Aos provedores caberia cuidar das duas camadas remanescentes: transporte e
distribuição. A distribuição, já discutida, depende de uma estrutura local que
deve ser projetada para atender à demanda média prevista (CIR, na sigla em
inglês) e tem um custo médio invariável com o uso instantâneo. Tratemos do
transporte.
Nos primeiros anos de nosso acesso à internet, era natural que o conteúdo
procurado estivesse no exterior, longe do usuário. Desta forma, o provedor teria
de contratar uma banda adequada para trazer informação aos seus usuários. E esse
custo, certamente, cresceria com a demanda. A analogia com a rede elétrica
continua valendo: é preciso trazer mais eletricidade lá da usina para atender à
demanda crescente dos usuários.
O que aqui acontece, entretanto, é que conteúdos frequentemente buscados no
exterior acabam por migrar para perto dos usuários.

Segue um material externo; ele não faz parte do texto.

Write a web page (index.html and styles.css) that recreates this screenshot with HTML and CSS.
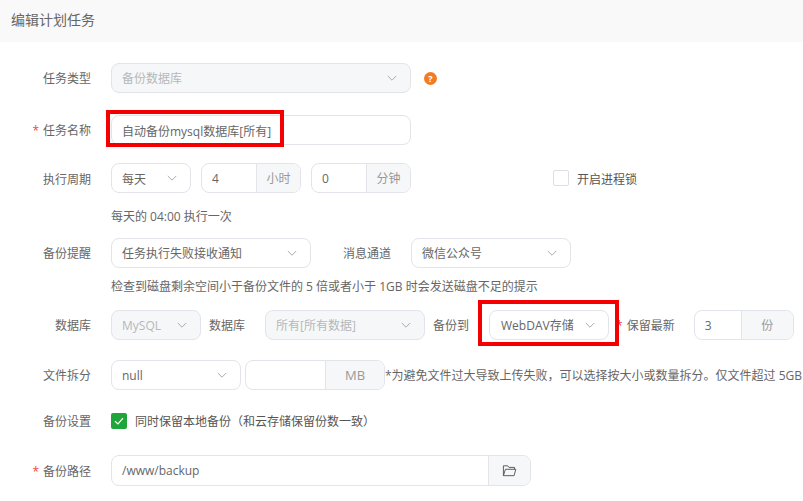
FILE: index.html
```html
<!DOCTYPE html>
<html lang="zh-CN">
<head>
<meta charset="utf-8">
<title>编辑计划任务</title>
<link rel="stylesheet" href="styles.css">
</head>
<body>
<svg width="0" height="0" class="defs"><defs>
<symbol id="chev" viewBox="0 0 10 10"><path d="M.8 3 5 7.2 9.2 3" fill="none" stroke="currentColor" stroke-width="1"/></symbol>
</defs></svg>
<div class="page">
  <header class="head">编辑计划任务</header>
  <form class="form">
    <div class="row r1">
      <label class="lab">任务类型</label>
      <div class="sel dis w300"><span>备份数据库</span><svg class="chev"><use href="#chev"/></svg></div>
      <span class="help">?</span>
    </div>
    <div class="row r2">
      <label class="lab"><i>*</i>任务名称</label>
      <div class="inp w300"><span>自动备份mysql数据库[所有]</span></div>
    </div>
    <div class="row r3">
      <label class="lab">执行周期</label>
      <div class="sel w80"><span>每天</span><svg class="chev"><use href="#chev"/></svg></div>
      <div class="grp w100 ml10"><span class="val">4</span><span class="add a44">小时</span></div>
      <div class="grp w100 ml10"><span class="val">0</span><span class="add a44">分钟</span></div>
      <div class="chk"><span class="box"></span><span>开启进程锁</span></div>
    </div>
    <p class="hint h1">每天的 04:00 执行一次</p>
    <div class="row r4">
      <label class="lab">备份提醒</label>
      <div class="sel w200"><span>任务执行失败接收通知</span><svg class="chev"><use href="#chev"/></svg></div>
      <span class="lab2">消息通道</span>
      <div class="sel w160"><span>微信公众号</span><svg class="chev"><use href="#chev"/></svg></div>
    </div>
    <p class="hint h2">检查到磁盘剩余空间小于备份文件的 5 倍或者小于 1GB 时会发送磁盘不足的提示</p>
    <div class="row r5">
      <label class="lab">数据库</label>
      <div class="sel dis w90"><span>MySQL</span><svg class="chev"><use href="#chev"/></svg></div>
      <span class="t1">数据库</span>
      <div class="sel dis w160"><span>所有[所有数据]</span><svg class="chev"><use href="#chev"/></svg></div>
      <span class="t2">备份到</span>
      <div class="sel w120 webdav"><span>WebDAV存储</span><svg class="chev"><use href="#chev"/></svg></div>
      <span class="t3"><i>*</i>保留最新</span>
      <div class="grp w100 keep"><span class="val">3</span><span class="add a52">份</span></div>
    </div>
    <div class="row r6">
      <label class="lab">文件拆分</label>
      <div class="sel w130"><span>null</span><svg class="chev"><use href="#chev"/></svg></div>
      <div class="grp w140 ml4"><span class="val"></span><span class="add a59">MB</span></div>
      <span class="note">*为避免文件过大导致上传失败，可以选择按大小或数量拆分。仅文件超过 5GB</span>
    </div>
    <div class="row r7">
      <label class="lab">备份设置</label>
      <div class="chk on"><span class="box"><svg viewBox="0 0 16 16" width="16" height="16"><path d="M4 8.2 7 11 12 5.2" fill="none" stroke="#fff" stroke-width="1.2"/></svg></span><span>同时保留本地备份（和云存储保留份数一致）</span></div>
    </div>
    <div class="row r8">
      <label class="lab"><i>*</i>备份路径</label>
      <div class="grp w420"><span class="val path">/www/backup</span><span class="add a42"><svg viewBox="0 0 16 16" width="15" height="15"><path d="M1.5 13.5V3h4.6l1.3 1.7h6v2M1.5 13.5h11.4l1.8-6.8H3.6L1.5 13.5Z" fill="none" stroke="#555" stroke-width="1"/></svg></span></div>
    </div>
  </form>
  <div class="mark m1"></div>
  <div class="mark m2"></div>
</div>
</body>
</html>
```
FILE: styles.css
```css
* { box-sizing: border-box; }
html, body { margin: 0; padding: 0; background: #fff; }
body { width: 803px; height: 501px; overflow: hidden; font-family: "Open Sans", "Noto Sans CJK SC", sans-serif; font-size: 12px; color: #666; }
.defs { position: absolute; }
.page { position: relative; width: 803px; height: 501px; overflow: hidden; }
.head { height: 42px; background: #f9f9f9; padding-left: 11px; line-height: 40px; font-size: 14px; color: #666; }
.form { padding-top: 21px; }
.row { display: flex; align-items: center; height: 30px; white-space: nowrap; }
.lab { width: 91px; text-align: right; margin-right: 20px; flex: none; color: #666; }
i { font-style: normal; color: #ef4444; margin-right: 4px; }
.sel, .inp, .grp { flex: none; height: 30px; border: 1px solid #e2e4ea; border-radius: 8px; background: #fff; display: flex; align-items: center; }
.sel { justify-content: space-between; padding: 0 13px 0 10px; color: #666; }
.inp { padding: 0 10px; }
.inp span { padding-top: 2px; }
.dis { background: #f6f7f8; color: #b5b7bb; }
.chev { width: 10px; height: 10px; color: #a8abb2; flex: none; }
.w80 { width: 80px; } .w90 { width: 90px; } .w100 { width: 100px; } .w120 { width: 120px; } .w130 { width: 130px; } .w140 { width: 140px; } .w160 { width: 160px; } .w200 { width: 200px; } .w300 { width: 300px; } .w420 { width: 420px; }
.ml10 { margin-left: 10px; } .ml4 { margin-left: 4px; }
.grp { overflow: hidden; }
.val { flex: 1; padding-left: 10px; color: #666; }
.add { flex: none; height: 100%; background: #f6f7f8; border-left: 1px solid #e2e4ea; display: flex; align-items: center; justify-content: center; color: #999; }
.a44 { width: 44px; } .a52 { width: 52px; } .a59 { width: 59px; } .a42 { width: 42px; }
.help { width: 13px; height: 13px; border-radius: 50%; background: #f07d25; color: #fff; font-size: 9px; font-weight: 700; line-height: 13px; text-align: center; margin-left: 13px; }
.r2 { margin-top: 22px; }
.r3 { margin-top: 18px; }
.r3 .lab, .r3 .sel span, .r3 .chk span:last-child { padding-top: 2px; }
.chk { display: flex; align-items: center; gap: 8px; color: #555; }
.r3 .chk { margin-left: 142px; }
.box { width: 16px; height: 16px; border: 1px solid #dcdfe6; border-radius: 2px; background: #fff; display: block; flex: none; }
.on .box { background: #20a53a; border: 0; }
.box svg { display: block; }
.hint { margin: 0; padding-left: 111px; color: #666; height: 17px; line-height: 17px; }
.h1 { margin-top: 15px; }
.r4 { margin-top: 13px; }
.lab2 { margin: 0 20px 0 32px; }
.h2 { margin-top: 10px; }
.r5 { margin-top: 15px; }
.t1 { margin: 0 20px 0 8px; }
.t2 { margin: 0 20px 0 8px; }
.t3 { margin-left: 7px; }
.webdav { padding-left: 11px; }
.keep { margin-left: 19px; }
.r6 { margin-top: 20px; }
.add { font-size: 12px; }
.a59 { font-size: 13px; }
.note { margin-left: 0; }
.r7 { margin-top: 23px; height: 16px; }
.r8 { margin-top: 26px; height: 31px; }
.r8 .grp { height: 31px; }
.path { padding-left: 10px; }
.mark { position: absolute; border: 4px solid #f50000; }
.m1 { left: 106px; top: 110px; width: 178px; height: 37px; }
.m2 { left: 478px; top: 300px; width: 141px; height: 46px; }
```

Se na eletricidade
“baterias” são usadas para fornecer energia instantânea sem demandá-la das
“usinas”, na internet usam-se “caches”. Mas há uma diferença fundamental:
enquanto as baterias elétricas esvaziam com o uso e precisam ser recarregas, as
“baterias de informação” da internet não descarregam. Quando assisto a um filme
por streaming, ele não é “gasto” e continua totalmente disponível para novo uso
de todos.
Talvez uma analogia mais simples seria com TV por assinatura: o custo mensal não
depende do tempo e dos canais aos quais o usuário assistiu.
A engenharia da internet, automaticamente, traz para perto dos usuários a
informação que eles mais usam. Com isso, o custo dos “linhões” da internet deixa
de subir na mesma taxa do consumo. Aliás, ao contrário da eletricidade ou da
água, informações não são consumíveis. Os “bits” não se gastam com o uso e
continuam sempre lá, disponíveis, usados ou não.
Os “caches”, as redes de distribuição de conteúdo (CDN) e os pontos de Troca de
Tráfego são as baterias da rede. Informação disponível, barata e próxima do
usuário. E, quanto mais previsível for o tipo de informação desejada, mais
barato e eficiente será seu provimento. Nos pontos de troca de tráfego,
geradores e consumidores de informação se interligam: os bits saem por uma porta
e entram por outra, a caminho dos usuários e a um custo muito baixo.
Em resumo, o modelo de fornecimento por banda é viável, pouco sensível à
previsível demanda crescente dos usuários. É um serviço estatístico, com limites
impostos pela velocidade contratada e estrutura que atenda à média prevista,
longe de ser uma internet ilimitada.
Adaptando o final ao Rashomon e às historinhas de antanho, “nos pontos de troca
de tráfego, a vai-se de porta a porta e... quem quiser que conte outra”!